On the 27th of December 2019 I sat down with Ben in his office a very broken man. I had just been diagnosed as having prediabetes. Just days before I sat sobbing on the edge of my bed, unable to button up my 50-inch waist suit trousers to go to work.
I was always in good shape in my youth. I wasn’t a big kid, I wasn’t ‘big boned’ as some say. This all started for me being a part of the statistics of kids who were abused in their childhood by somebody outside their family. For me that meant when my amazing daughters were born, I told myself I needed to be big to protect them. That’s just what I did, 10 stone went on over 5 years and it stayed that way for about another 10 years, putting me at 28 and a half stone (402 lbs).
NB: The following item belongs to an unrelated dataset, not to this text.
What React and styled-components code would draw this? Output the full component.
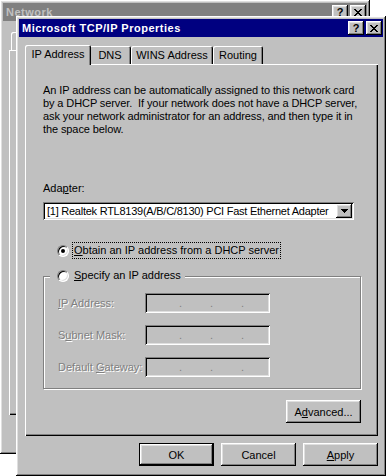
import styled, { createGlobalStyle } from "styled-components";

const GlobalStyle = createGlobalStyle`
  html, body {
    margin: 0;
    padding: 0;
    background: #fff;
  }
  body {
    font-family: "Liberation Sans", Arial, sans-serif;
    font-size: 11px;
    color: #000;
  }
`;

const CloseGlyph = () => (
  <svg width="8" height="7" viewBox="0 0 8 7" shapeRendering="crispEdges">
    <path
      fill="#000"
      d="M0 0h2v1H0zM6 0h2v1H6zM1 1h2v1H1zM5 1h2v1H5zM2 2h4v1H2zM3 3h2v1H3zM2 4h4v1H2zM1 5h2v1H1zM5 5h2v1H5zM0 6h2v1H0zM6 6h2v1H6z"
    />
  </svg>
);

const ArrowGlyph = () => (
  <svg width="7" height="4" viewBox="0 0 7 4" shapeRendering="crispEdges">
    <path fill="#000" d="M0 0h7v1H0zM1 1h5v1H1zM2 2h3v1H2zM3 3h1v1H3z" />
  </svg>
);

const IpSegments = () => (
  <>
    <Segment>.</Segment>
    <Segment>.</Segment>
    <Segment>.</Segment>
  </>
);

export default function App() {
  return (
    <>
      <GlobalStyle />
      <Desktop>
        <BackWindow>
          <TitleBar $active={false}>
            <span>Network</span>
            <Controls>
              <CaptionButton>?</CaptionButton>
              <CaptionButton>
                <CloseGlyph />
              </CaptionButton>
            </Controls>
          </TitleBar>
          <BackTabs>
            <Tab>Identification</Tab>
          </BackTabs>
          <BackPanel />
        </BackWindow>

        <Dialog>
          <TitleBar $active>
            <span>Microsoft TCP/IP Properties</span>
            <Controls>
              <CaptionButton>?</CaptionButton>
              <CaptionButton>
                <CloseGlyph />
              </CaptionButton>
            </Controls>
          </TitleBar>

          <Tabs>
            <Tab $selected $w={62}>IP Address</Tab>
            <Tab $w={42}>DNS</Tab>
            <Tab $w={82}>WINS Address</Tab>
            <Tab $w={50}>Routing</Tab>
          </Tabs>

          <Panel>
            <Description>
              An IP address can be automatically assigned to this network card
              <br />
              by a DHCP server.  If your network does not have a DHCP server,
              <br />
              ask your network administrator for an address, and then type it in
              <br />
              the space below.
            </Description>

            <AdapterLabel>
              Ada<u>p</u>ter:
            </AdapterLabel>
            <Select>
              <SelectText>
                [1] Realtek RTL8139(A/B/C/8130) PCI Fast Ethernet Adapter
              </SelectText>
              <DropButton>
                <ArrowGlyph />
              </DropButton>
            </Select>

            <RadioRow>
              <Radio $checked />
              <RadioLabel $focused>
                <u>O</u>btain an IP address from a DHCP server
              </RadioLabel>
            </RadioRow>

            <GroupBox>
              <Legend>
                <Radio />
                <RadioLabel>
                  <u>S</u>pecify an IP address
                </RadioLabel>
              </Legend>

              <FieldRow>
                <FieldLabel>
                  <u>I</u>P Address:
                </FieldLabel>
                <IpField>
                  <IpSegments />
                </IpField>
              </FieldRow>
              <FieldRow>
                <FieldLabel>
                  S<u>u</u>bnet Mask:
                </FieldLabel>
                <IpField>
                  <IpSegments />
                </IpField>
              </FieldRow>
              <FieldRow>
                <FieldLabel>
                  Default <u>G</u>ateway:
                </FieldLabel>
                <IpField>
                  <IpSegments />
                </IpField>
              </FieldRow>
            </GroupBox>

            <AdvancedButton>
              A<u>d</u>vanced...
            </AdvancedButton>
          </Panel>

          <ButtonRow>
            <Button $default>OK</Button>
            <Button>Cancel</Button>
            <Button>
              <u>A</u>pply
            </Button>
          </ButtonRow>
        </Dialog>
      </Desktop>
    </>
  );
}

const raised = `
  background: #c0c0c0;
  box-shadow: inset -1px -1px #000, inset 1px 1px #fff,
    inset -2px -2px #808080, inset 2px 2px #dfdfdf;
`;

const sunken = `
  box-shadow: inset 1px 1px #808080, inset -1px -1px #fff,
    inset 2px 2px #000, inset -2px -2px #dfdfdf;
`;

const Desktop = styled.div`
  position: relative;
  width: 387px;
  height: 476px;
  overflow: hidden;
  background: #fff;
`;

const Window = styled.div`
  position: absolute;
  display: flex;
  flex-direction: column;
  box-sizing: border-box;
  padding: 3px;
  ${raised}
`;

const BackWindow = styled(Window)`
  left: 0;
  top: 0;
  width: 370px;
  height: 454px;
`;

const Dialog = styled(Window)`
  left: 16px;
  top: 16px;
  width: 370px;
  height: 460px;
`;

const TitleBar = styled.div`
  height: 18px;
  flex: none;
  display: flex;
  align-items: center;
  justify-content: space-between;
  padding: 0 1px 0 3px;
  background: ${(p) => (p.$active ? "#000080" : "#808080")};
  color: ${(p) => (p.$active ? "#fff" : "#c0c0c0")};
  font-weight: bold;
  font-size: 11px;
  letter-spacing: 0.5px;
  white-space: nowrap;
`;

const Controls = styled.div`
  display: flex;
  gap: 2px;
  letter-spacing: 0;
`;

const CaptionButton = styled.div`
  width: 16px;
  height: 14px;
  display: flex;
  align-items: center;
  justify-content: center;
  color: #000;
  font-weight: bold;
  font-size: 11px;
  line-height: 14px;
  ${raised}
`;

const BackTabs = styled.div`
  display: flex;
  align-items: flex-end;
  height: 18px;
  margin-top: 11px;
  padding: 0 6px 0 8px;
`;

const BackPanel = styled.div`
  height: 365px;
  margin: 0 5px 0 6px;
  box-shadow: inset 1px 1px #fff, inset -1px -1px #000, inset -2px -2px #808080;
`;

const Tabs = styled.div`
  display: flex;
  align-items: flex-end;
  height: 19px;
  margin-top: 8px;
  padding-left: 8px;
`;

const Tab = styled.div`
  position: relative;
  z-index: ${(p) => (p.$selected ? 1 : 0)};
  box-sizing: border-box;
  width: ${(p) => (p.$w ? `${p.$w + (p.$selected ? 4 : 0)}px` : "80px")};
  height: ${(p) => (p.$selected ? "20px" : "18px")};
  margin: ${(p) => (p.$selected ? "0 -2px -1px" : "0")};
  padding-bottom: ${(p) => (p.$selected ? "2px" : "0")};
  display: flex;
  align-items: center;
  justify-content: center;
  white-space: nowrap;
  background: #c0c0c0;
  border-radius: 2px 2px 0 0;
  box-shadow: inset 1px 1px #fff, inset -1px 0 #000, inset -2px 0 #808080;
`;

const Panel = styled.div`
  height: 372px;
  box-sizing: border-box;
  margin: 0 5px 0 6px;
  padding: 20px 17px 0 18px;
  display: flex;
  flex-direction: column;
  box-shadow: inset 1px 1px #fff, inset -1px -1px #000, inset -2px -2px #808080;
`;

const Description = styled.p`
  margin: 0;
  line-height: 13px;
  letter-spacing: -0.1px;
  white-space: pre;
`;

const AdapterLabel = styled.div`
  margin-top: 46px;
  line-height: 13px;
`;

const Select = styled.div`
  margin-top: 7px;
  width: 311px;
  height: 18px;
  box-sizing: border-box;
  padding: 2px;
  display: flex;
  align-items: center;
  background: #fff;
  ${sunken}
`;

const SelectText = styled.span`
  flex: 1;
  padding-left: 2px;
  letter-spacing: -0.25px;
  white-space: nowrap;
  overflow: hidden;
`;

const DropButton = styled.div`
  width: 16px;
  height: 14px;
  display: flex;
  align-items: center;
  justify-content: center;
  ${raised}
`;

const RadioRow = styled.div`
  margin-top: 23px;
  margin-left: 14px;
  display: flex;
  align-items: center;
  gap: 4px;
  height: 15px;
`;

const Radio = styled.span`
  position: relative;
  flex: none;
  width: 12px;
  height: 12px;
  box-sizing: border-box;
  border-radius: 50%;
  background: #fff;
  border: 1px solid;
  border-color: #808080 #fff #fff #808080;
  box-shadow: inset 1px 1px #000, inset -1px -1px #dfdfdf;

  &::after {
    content: "";
    display: ${(p) => (p.$checked ? "block" : "none")};
    position: absolute;
    left: 3px;
    top: 3px;
    width: 4px;
    height: 4px;
    border-radius: 50%;
    background: #000;
  }
`;

const RadioLabel = styled.span`
  padding: 1px;
  line-height: 13px;
  white-space: nowrap;
  outline: ${(p) => (p.$focused ? "1px dotted #000" : "none")};
`;

const GroupBox = styled.div`
  margin-top: 18px;
  width: 318px;
  box-sizing: border-box;
  padding: 0 0 11px 14px;
  display: flex;
  flex-direction: column;
  gap: 12px;
  border: 1px solid #808080;
  box-shadow: inset 1px 1px #fff, 1px 1px #fff;
`;

const Legend = styled.div`
  align-self: flex-start;
  margin: -9px 0 -2px -8px;
  padding: 0 3px 0 7px;
  height: 15px;
  display: flex;
  align-items: center;
  gap: 4px;
  background: #c0c0c0;
`;

const FieldRow = styled.div`
  display: flex;
  align-items: center;
  height: 20px;
`;

const FieldLabel = styled.span`
  width: 87px;
  color: #808080;
  text-shadow: 1px 1px 0 #fff;
  white-space: nowrap;
`;

const IpField = styled.div`
  width: 125px;
  height: 20px;
  box-sizing: border-box;
  padding: 0 0 0 6px;
  display: flex;
  align-items: center;
  color: #808080;
  ${sunken}
`;

const Segment = styled.span`
  width: 31px;
  text-align: right;
  line-height: 13px;
`;

const Button = styled.div`
  width: 75px;
  height: 23px;
  box-sizing: border-box;
  display: flex;
  align-items: center;
  justify-content: center;
  white-space: nowrap;
  ${raised}
  ${(p) =>
    p.$default &&
    `
    border: 1px solid #000;
  `}
`;

const AdvancedButton = styled(Button)`
  align-self: flex-end;
  margin-top: 11px;
`;

const ButtonRow = styled.div`
  display: flex;
  justify-content: flex-end;
  gap: 7px;
  margin: 7px 5px 0 0;
`;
Being 28 stone had many downsides. If I dropped some change in a shop, I’d just leave it because it was too embarrassing to try drop to one knee, wobbling, to try pick it up. Having to say maybe next time when the family was going on bike rides or long walks. If I did go with them, I would hate the struggle.
Every time I went to a party and there was food, I’d hear “ooh better get in before him, he’ll have it all”. Random strangers passing judgment out loud, kids saying look at that fat man. I’ve always been the guy to help others without hesitation. I know its not right being huge, the biggest guy in any room. I’ve tried every diet, juice program, supplement, carb counting, metabolism boosters, hunger suppressants. The list goes on, everything works for a week or two but it’s not sustainable long term. I always put it down to not being ready yet, it’s not my time. I hadn’t come to terms with my inner child feeling weak.
With some deep soul searching and long talks with my lovely wife Kelly we decided this was my time to become the best me I could be for myself, my girls and for her. They are my absolute everything and I know I would and will do anything for them. It turns out joining the Maximus Gym family and the 1234 FoodPlan was just the tools and support to start that journey. Ben has been nothing but amazing through this, listening to my ups and down, he is so understanding.
I feel invincible, strong, empowered, I’m loving the daily walks with my girls, we have always been close, but this is just incredible. My wife is my rock, 19 years together this year and I owe her the world. Today is day 134, I’ve lost 62lb so far, my wife is down 26lb. Finishing this with a tear in my eye, not through sadness but through pure pride.